In construing the mineral reservation of the Stock-Raising Homestead Act of 1916
(SRHA)--which was identical to the Pittman Act's except insofar as it reserved
to the
United States "all the coal and other minerals," whereas the Pittman Act
reserved
"valuable minerals"--this Court determined that neither the dictionary nor the
legal
understanding of "minerals" prevailing in 1916 was conclusive, but that the
SRHA's
purpose and history demonstrated that gravel was a "mineral" reserved to the
United States. Watt v. Western Nuclear, Inc., 462 U.S. 36, 55-60. This Court
will
not extend that holding to conclude that sand and gravel are "valuable
minerals." The
Western Nuclear Court had no choice but to speculate about congressional intent
with respect to the scope of the amorphous term "minerals," but here Congress
has
textually narrowed the term's scope by using the modifier "valuable." The
inquiry
begins with the statutory text, and ends there as the text is unambiguous. The
proper inquiry in interpreting mineral reservations focuses on the reservation's
ordinary meaning when it was enacted. Amoco Production Co. v.

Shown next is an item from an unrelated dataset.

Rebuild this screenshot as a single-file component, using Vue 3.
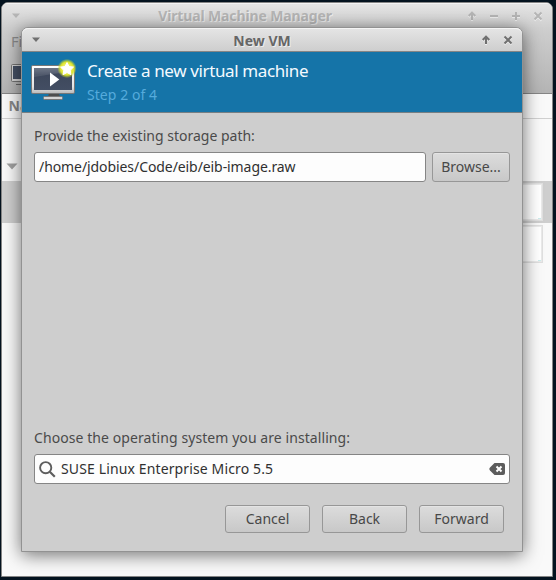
<script setup>
const buttons = ['Cancel', 'Back', 'Forward']
</script>

<template>
  <div class="desktop">
    <section class="manager">
      <header class="manager-title">
        <svg class="menu-arrow" width="10" height="6" viewBox="0 0 10 6"><path d="M1 0.5h8L5 5z" fill="currentColor" /></svg>
        <h2>Virtual Machine Manager</h2>
        <div class="manager-controls">
          <svg viewBox="0 0 10 10"><path d="M5 9V2M1.7 5L5 1.7 8.3 5" /></svg>
          <svg viewBox="0 0 10 10"><path d="M1 5h8" /></svg>
          <svg viewBox="0 0 10 10"><path d="M1 5h8M5 1v8" /></svg>
          <svg viewBox="0 0 10 10"><path d="M1.5 1.5l7 7M8.5 1.5l-7 7" /></svg>
        </div>
      </header>
      <div class="manager-tools">
        <span class="file">File</span>
        <svg width="28" height="22" viewBox="0 0 28 22">
          <rect x="0.5" y="0.5" width="27" height="17" rx="1" fill="#d5d5d5" stroke="#737373" />
          <rect x="2" y="2" width="24" height="13" fill="#455064" />
          <path d="M9 18h10v2H5v1h18v-1z" fill="#666" />
        </svg>
      </div>
      <div class="column-head">Name</div>
      <div class="group-row">
        <svg width="12" height="7" viewBox="0 0 12 7"><path d="M0.5 0.5h11L6 6.5z" fill="#a0a0a0" /></svg>
      </div>
      <div class="vm-row selected"><div class="graph"><i /></div></div>
      <div class="vm-row"><div class="graph"><i /></div></div>
    </section>

    <section class="dialog">
      <header class="dialog-title">
        <svg class="menu-arrow" width="10" height="6" viewBox="0 0 10 6"><path d="M1 0.5h8L5 5z" fill="currentColor" /></svg>
        <h2>New VM</h2>
        <div class="dialog-controls">
          <svg viewBox="0 0 10 10"><path d="M5 9V2M1.7 5L5 1.7 8.3 5" /></svg>
          <svg viewBox="0 0 10 10"><path d="M1.5 1.5l7 7M8.5 1.5l-7 7" /></svg>
        </div>
      </header>
      <div class="banner">
        <svg class="vm-icon" width="48" height="48" viewBox="0 0 48 48">
          <defs>
            <linearGradient id="frame" x2="0" y2="1"><stop stop-color="#fff" /><stop offset=".75" stop-color="#e4e4e4" /><stop offset="1" stop-color="#b9b9b9" /></linearGradient>
            <linearGradient id="screen" x2="0" y2="1"><stop stop-color="#5e6779" /><stop offset=".3" stop-color="#3e485c" /><stop offset="1" stop-color="#434e63" /></linearGradient>
            <radialGradient id="glow"><stop offset=".4" stop-color="#f0f06a" /><stop offset=".68" stop-color="#dbe32b" /><stop offset="1" stop-color="#b9d130" stop-opacity="0" /></radialGradient>
          </defs>
          <path d="M18 36h10l1 4H17z" fill="#4d4d4d" />
          <rect x="12.5" y="39.5" width="19" height="3" rx="1" fill="#d4d4d4" stroke="#777" />
          <rect x="0.5" y="8.5" width="43" height="28" rx="1.3" fill="url(#frame)" stroke="#777" />
          <rect x="3" y="11" width="38" height="22" fill="url(#screen)" />
          <path d="M3 11h38v3L3 20z" fill="#fff" opacity=".1" />
          <path d="M19 15.5v14L28.3 22.5z" fill="#fff" />
          <circle cx="36" cy="11.5" r="9.7" fill="url(#glow)" />
          <path d="M36 5.5l2 4 4.5.6-3.3 3.2.8 4.4-4-2.2-4 2.2.8-4.4-3.3-3.2 4.5-.6z" fill="#fff" stroke="#fff" stroke-linejoin="round" />
        </svg>
        <div class="banner-text">
          <h1>Create a new virtual machine</h1>
          <p>Step 2 of 4</p>
        </div>
      </div>
      <div class="content">
        <div class="label">Provide the existing storage path:</div>
        <div class="path-row">
          <div class="entry path">/home/jdobies/Code/eib/eib-image.raw</div>
          <div class="button browse">Browse...</div>
        </div>
        <div class="label os-label">Choose the operating system you are installing:</div>
        <div class="entry search">
          <svg width="17" height="17" viewBox="0 0 17 17" fill="none" stroke="#5d5d5d"><circle cx="6.7" cy="6.7" r="5.6" stroke-width="1.9" /><path d="M10.8 10.8l5 5" stroke-width="2.2" /></svg>
          <span>SUSE Linux Enterprise Micro 5.5</span>
          <svg class="clear" width="16" height="12" viewBox="0 0 16 12"><path d="M5.5 0H14a2 2 0 0 1 2 2v8a2 2 0 0 1-2 2H5.5L1 7.5Q-.3 6 1 4.5z" fill="#5c5c5c" /><path d="M7.5 3.5l5 5M12.5 3.5l-5 5" stroke="#fff" stroke-width="2" /></svg>
        </div>
        <div class="actions">
          <div v-for="name in buttons" :key="name" class="button">{{ name }}</div>
        </div>
      </div>
    </section>
  </div>
</template>

<style>
body { margin: 0; background: #04131f; }
</style>
<style scoped>
* { box-sizing: border-box; }
h1, h2, p { margin: 0; font-weight: 400; }
svg { display: block; flex: none; }
.desktop {
  position: relative; width: 556px; height: 580px; overflow: hidden;
  background: #04131f; color: #4a4a4a;
  font: 14px/20px "Noto Sans", sans-serif;
}
.manager {
  position: absolute; left: 1px; top: 2px; width: 552px; height: 575px;
  overflow: hidden; border: 1px solid #858585; border-radius: 7px 7px 0 0; background: #f9f9f9;
}
.manager-title {
  display: flex; align-items: center; height: 26px; padding: 0 9px;
  color: #b5b5b5; background: linear-gradient(#e5e5e5, #cecece); box-shadow: inset 0 1px #f4f4f4;
}
.manager-title h2, .dialog-title h2 {
  flex: 1; text-align: center; font-size: 14px; font-weight: 700; text-shadow: 1px 1px #eee;
}
.manager-title h2 { padding-left: 2px; letter-spacing: -0.13px; }
.manager-controls, .dialog-controls { display: flex; gap: 12px; }
.manager-controls svg, .dialog-controls svg {
  width: 10px; height: 10px; fill: none; stroke: currentColor; stroke-width: 2;
  filter: drop-shadow(0 1px #eee);
}
.manager-tools {
  height: 65px; padding: 3px 0 0 9px; border-bottom: 1px solid #858585;
  background: linear-gradient(#cecece, #b4b4b4); color: #8b8b8b;
}
.manager-tools .file { display: block; height: 32px; line-height: 18px; font-size: 14.5px; }
.column-head { height: 25px; padding-left: 6.5px; border-bottom: 1px solid #d0d0d0; font-weight: 700; line-height: 24px; color: #888; }
.group-row { height: 62px; padding: 44px 0 0 4px; }
.vm-row { display: flex; justify-content: flex-end; height: 42px; padding: 2px 9px 2px 0; }
.vm-row.selected { background: #cecece; }
.graph { display: flex; align-items: flex-end; justify-content: flex-end; width: 80px; height: 38px; padding: 1px; border: 1px solid #dfdfdf; outline: 1px solid #eaeaea; outline-offset: -2px; background: #fff; }
.graph i { width: 3px; height: 1px; background: #cceded; }
.dialog {
  position: absolute; left: 21px; top: 27px; width: 502px; height: 525px;
  display: flex; flex-direction: column; border: 1px solid #929292; border-radius: 7px 7px 0 0;
  background: #cecece; box-shadow: 0 3px 18px rgba(0, 0, 0, .55);
}
.dialog-title {
  display: flex; align-items: center; height: 24px; padding: 0 9px; flex: none;
  border-bottom: 1px solid #858585; border-radius: 6px 6px 0 0; color: #707070;
  background: linear-gradient(#e5e5e5, #cecece); box-shadow: inset 0 1px #f4f4f4;
}
.dialog-title h2 { padding: 2px 0 0 2px; color: #666; }
.banner { display: flex; height: 61px; flex: none; padding: 0 0 0 9px; border-bottom: 1px solid #777f83; background: #1574a8; }
.vm-icon { margin-top: 5px; }
.banner-text { padding: 7px 0 0 8px; }
h1 { color: #f4faff; font-size: 17px; letter-spacing: -0.38px; line-height: 24px; white-space: nowrap; }
.banner p { color: #55abdc; font-size: 14px; letter-spacing: 0.05px; line-height: 24px; }
.content { display: flex; flex: 1; flex-direction: column; padding: 13px 12px 18px; }
.label { height: 20px; font-size: 14px; white-space: nowrap; }
.path-row { display: flex; gap: 6px; margin-top: 6px; }
.entry { height: 30px; border: 1px solid #858585; border-radius: 3px; background: #fdfdfd; color: #303030; line-height: 27px; white-space: nowrap; }
.path { flex: 1; padding-left: 4px; letter-spacing: -0.08px; }
.button {
  display: flex; align-items: center; justify-content: center; width: 85px; height: 28px;
  border: 1px solid #979797; border-radius: 3px; background: linear-gradient(#dcdcdc, #c8c8c8);
  box-shadow: inset 0 1px #e4e4e4; color: #484848;
}
.browse { width: 78px; height: 30px; }
.os-label { margin-top: auto; letter-spacing: 0.075px; }
.search { display: flex; align-items: center; flex: none; margin-top: 6px; padding: 0 4px; }
.search span { flex: 1; padding-left: 5px; line-height: 26px; letter-spacing: 0.13px; }
.actions { display: flex; justify-content: flex-end; gap: 12px; margin-top: 21px; padding-right: 6px; }
</style>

Southern Ute
Tribe, 526 U.S. 865, 874. Because the Pittman Act applied only to Nevada, the
ultimate question is whether the State's sand and gravel were commonly regarded
as "valuable minerals" in 1919. Common sense says no: They were, and are,
abundant throughout Nevada; they have no intrinsic value; and they were
commercially worthless in 1919. Thus, even if they were regarded as minerals,
no
one would have mistaken them for valuable minerals. The statutory context of
the
Pittman Act's mineral reservation further confirms its ordinary meaning, as
Congress
explicitly cross-referenced the General Mining Act of 1872, and it is beyond
dispute
that when the Pittman Act became law, common sand and gravel could not
constitute
a locatable "valuable mineral deposit" under the General Mining Act. Because
the
statutory reservation's text clearly excludes sand and gravel, there is no
occasion to
resort to legislative history here. Pp. 4-11.
Justice Thomas, joined by Justice Breyer, concluded that the Pittman Underground
Water Act of 1919's mineral reservation cannot be meaningfully distinguished
from
the analogous provision in the Stock-Raising Homestead Act of 1916 (SRHA), and
that the mineral reservations pursuant to both do not include sand and gravel.

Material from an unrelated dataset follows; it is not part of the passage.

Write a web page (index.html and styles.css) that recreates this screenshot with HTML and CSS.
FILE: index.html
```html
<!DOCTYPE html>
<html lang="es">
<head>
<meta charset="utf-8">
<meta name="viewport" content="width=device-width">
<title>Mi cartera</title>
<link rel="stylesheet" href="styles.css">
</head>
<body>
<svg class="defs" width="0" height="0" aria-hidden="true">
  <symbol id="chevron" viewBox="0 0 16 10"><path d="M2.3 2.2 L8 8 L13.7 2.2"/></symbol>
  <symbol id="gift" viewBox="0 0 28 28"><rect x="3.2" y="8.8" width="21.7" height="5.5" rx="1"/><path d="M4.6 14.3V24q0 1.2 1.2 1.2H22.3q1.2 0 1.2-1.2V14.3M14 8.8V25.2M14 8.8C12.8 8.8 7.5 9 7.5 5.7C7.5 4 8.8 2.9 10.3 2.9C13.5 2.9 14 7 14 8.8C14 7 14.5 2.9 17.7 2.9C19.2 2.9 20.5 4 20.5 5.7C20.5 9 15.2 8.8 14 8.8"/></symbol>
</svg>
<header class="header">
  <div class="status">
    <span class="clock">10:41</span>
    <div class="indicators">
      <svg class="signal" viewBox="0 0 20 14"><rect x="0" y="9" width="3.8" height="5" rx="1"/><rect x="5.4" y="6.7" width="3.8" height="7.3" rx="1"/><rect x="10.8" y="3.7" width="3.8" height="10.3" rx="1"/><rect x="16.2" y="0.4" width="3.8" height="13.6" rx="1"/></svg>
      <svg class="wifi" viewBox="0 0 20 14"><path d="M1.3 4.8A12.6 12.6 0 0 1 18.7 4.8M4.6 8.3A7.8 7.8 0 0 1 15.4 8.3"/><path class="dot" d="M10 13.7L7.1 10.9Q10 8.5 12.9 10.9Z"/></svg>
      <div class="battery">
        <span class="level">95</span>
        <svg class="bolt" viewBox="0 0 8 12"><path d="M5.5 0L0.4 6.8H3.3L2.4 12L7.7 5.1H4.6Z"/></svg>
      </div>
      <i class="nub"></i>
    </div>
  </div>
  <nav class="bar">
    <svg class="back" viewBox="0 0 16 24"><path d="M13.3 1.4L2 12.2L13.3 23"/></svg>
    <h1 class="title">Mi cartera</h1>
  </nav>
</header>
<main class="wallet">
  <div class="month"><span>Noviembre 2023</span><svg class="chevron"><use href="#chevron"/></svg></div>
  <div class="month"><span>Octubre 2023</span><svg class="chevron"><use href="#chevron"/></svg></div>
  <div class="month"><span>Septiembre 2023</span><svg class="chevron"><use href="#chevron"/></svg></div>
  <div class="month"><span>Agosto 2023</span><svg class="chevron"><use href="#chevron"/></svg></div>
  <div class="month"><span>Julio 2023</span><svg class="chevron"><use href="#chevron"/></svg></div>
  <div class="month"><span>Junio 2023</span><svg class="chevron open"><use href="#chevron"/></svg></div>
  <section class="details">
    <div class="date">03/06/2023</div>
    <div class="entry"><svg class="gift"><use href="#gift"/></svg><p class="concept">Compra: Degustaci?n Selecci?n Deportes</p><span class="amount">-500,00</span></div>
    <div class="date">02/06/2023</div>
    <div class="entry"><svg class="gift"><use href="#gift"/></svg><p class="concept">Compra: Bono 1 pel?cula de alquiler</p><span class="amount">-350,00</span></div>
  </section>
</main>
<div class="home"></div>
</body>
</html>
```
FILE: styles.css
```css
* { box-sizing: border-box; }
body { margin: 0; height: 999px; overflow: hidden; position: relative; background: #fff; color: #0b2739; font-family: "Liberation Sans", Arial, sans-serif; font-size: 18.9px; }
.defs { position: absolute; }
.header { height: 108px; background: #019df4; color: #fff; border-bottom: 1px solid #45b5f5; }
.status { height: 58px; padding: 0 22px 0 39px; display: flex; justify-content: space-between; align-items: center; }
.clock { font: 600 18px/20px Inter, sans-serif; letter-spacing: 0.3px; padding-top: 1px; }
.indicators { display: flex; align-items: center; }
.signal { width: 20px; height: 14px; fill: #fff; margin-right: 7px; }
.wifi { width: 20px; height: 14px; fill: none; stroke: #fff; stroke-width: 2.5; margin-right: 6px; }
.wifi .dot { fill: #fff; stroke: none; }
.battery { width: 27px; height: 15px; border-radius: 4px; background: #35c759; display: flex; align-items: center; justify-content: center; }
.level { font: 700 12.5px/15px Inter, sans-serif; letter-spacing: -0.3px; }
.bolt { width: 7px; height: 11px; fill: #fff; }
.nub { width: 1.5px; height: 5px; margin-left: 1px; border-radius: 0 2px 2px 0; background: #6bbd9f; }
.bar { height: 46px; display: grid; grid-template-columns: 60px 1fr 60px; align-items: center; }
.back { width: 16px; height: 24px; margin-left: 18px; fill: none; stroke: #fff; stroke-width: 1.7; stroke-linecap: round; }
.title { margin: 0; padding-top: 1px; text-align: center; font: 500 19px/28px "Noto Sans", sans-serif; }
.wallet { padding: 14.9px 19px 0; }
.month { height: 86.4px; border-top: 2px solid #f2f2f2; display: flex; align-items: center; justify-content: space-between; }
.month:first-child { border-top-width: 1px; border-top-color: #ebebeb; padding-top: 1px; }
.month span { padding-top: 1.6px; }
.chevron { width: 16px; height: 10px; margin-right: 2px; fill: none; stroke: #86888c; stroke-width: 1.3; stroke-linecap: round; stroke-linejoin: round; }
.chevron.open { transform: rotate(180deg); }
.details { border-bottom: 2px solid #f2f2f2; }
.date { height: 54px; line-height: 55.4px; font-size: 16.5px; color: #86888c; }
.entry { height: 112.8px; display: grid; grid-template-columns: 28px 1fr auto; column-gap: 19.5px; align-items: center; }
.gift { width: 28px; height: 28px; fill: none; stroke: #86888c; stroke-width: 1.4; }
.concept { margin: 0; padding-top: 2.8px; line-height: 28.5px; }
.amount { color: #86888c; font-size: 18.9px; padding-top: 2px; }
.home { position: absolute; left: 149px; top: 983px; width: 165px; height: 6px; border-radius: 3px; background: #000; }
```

Emphasizing "valuable" in the Pittman Act ignores the fact that the Act uses
"valuable
minerals" and "minerals" interchangeably. And it implies that the Court erred
in Watt
v. Western Nuclear, Inc., 462 U.S. 36, not by interpreting "minerals" too
broadly to
include sand and gravel, but by interpreting "minerals" too narrowly by reading
into
the term a requirement that the minerals can be used for commercial purposes.
If
"valuable" were the textual source of a commercial purpose requirement, then the
SRHA's lack of that modifier would imply that the SRHA contains no such
requirement. Because the SRHA and the Pittman Act should be construed
similarly,
the plurality's reasoning with respect to the Pittman Act cannot be confined to
that Act
and naturally carries over to the SRHA. If sand and gravel are not included
within the
Pittman Act's mineral reservations because they were not considered "valuable
minerals" at the time the Act was passed, they, with respect to SRHA lands, were
not considered to be susceptible of commercial use when Congress passed the
SRHA.
Although the Western Nuclear Court incorrectly defined "minerals" to include
sand
and gravel, significant reliance interests would be upset if Western Nuclear
were
overruled. The Pittman Act, however, involves substantially less land than the
SRHA, and the Government does not identify any significant reliance interest
that
would be unsettled by this Court's failing to extend Western Nuclear's
reasoning.
Pp. 1-3
Rehnquist,
C. J., announced the judgment of the Court and delivered an opinion, in which
O'Connor, Scalia, and Kennedy, JJ., joined. Thomas, J., filed an opinion
concurring
in the judgment, in which Breyer, J., joined.Stevens, J., filed a dissenting
opinion, in which Souter and Ginsburg, JJ., joined.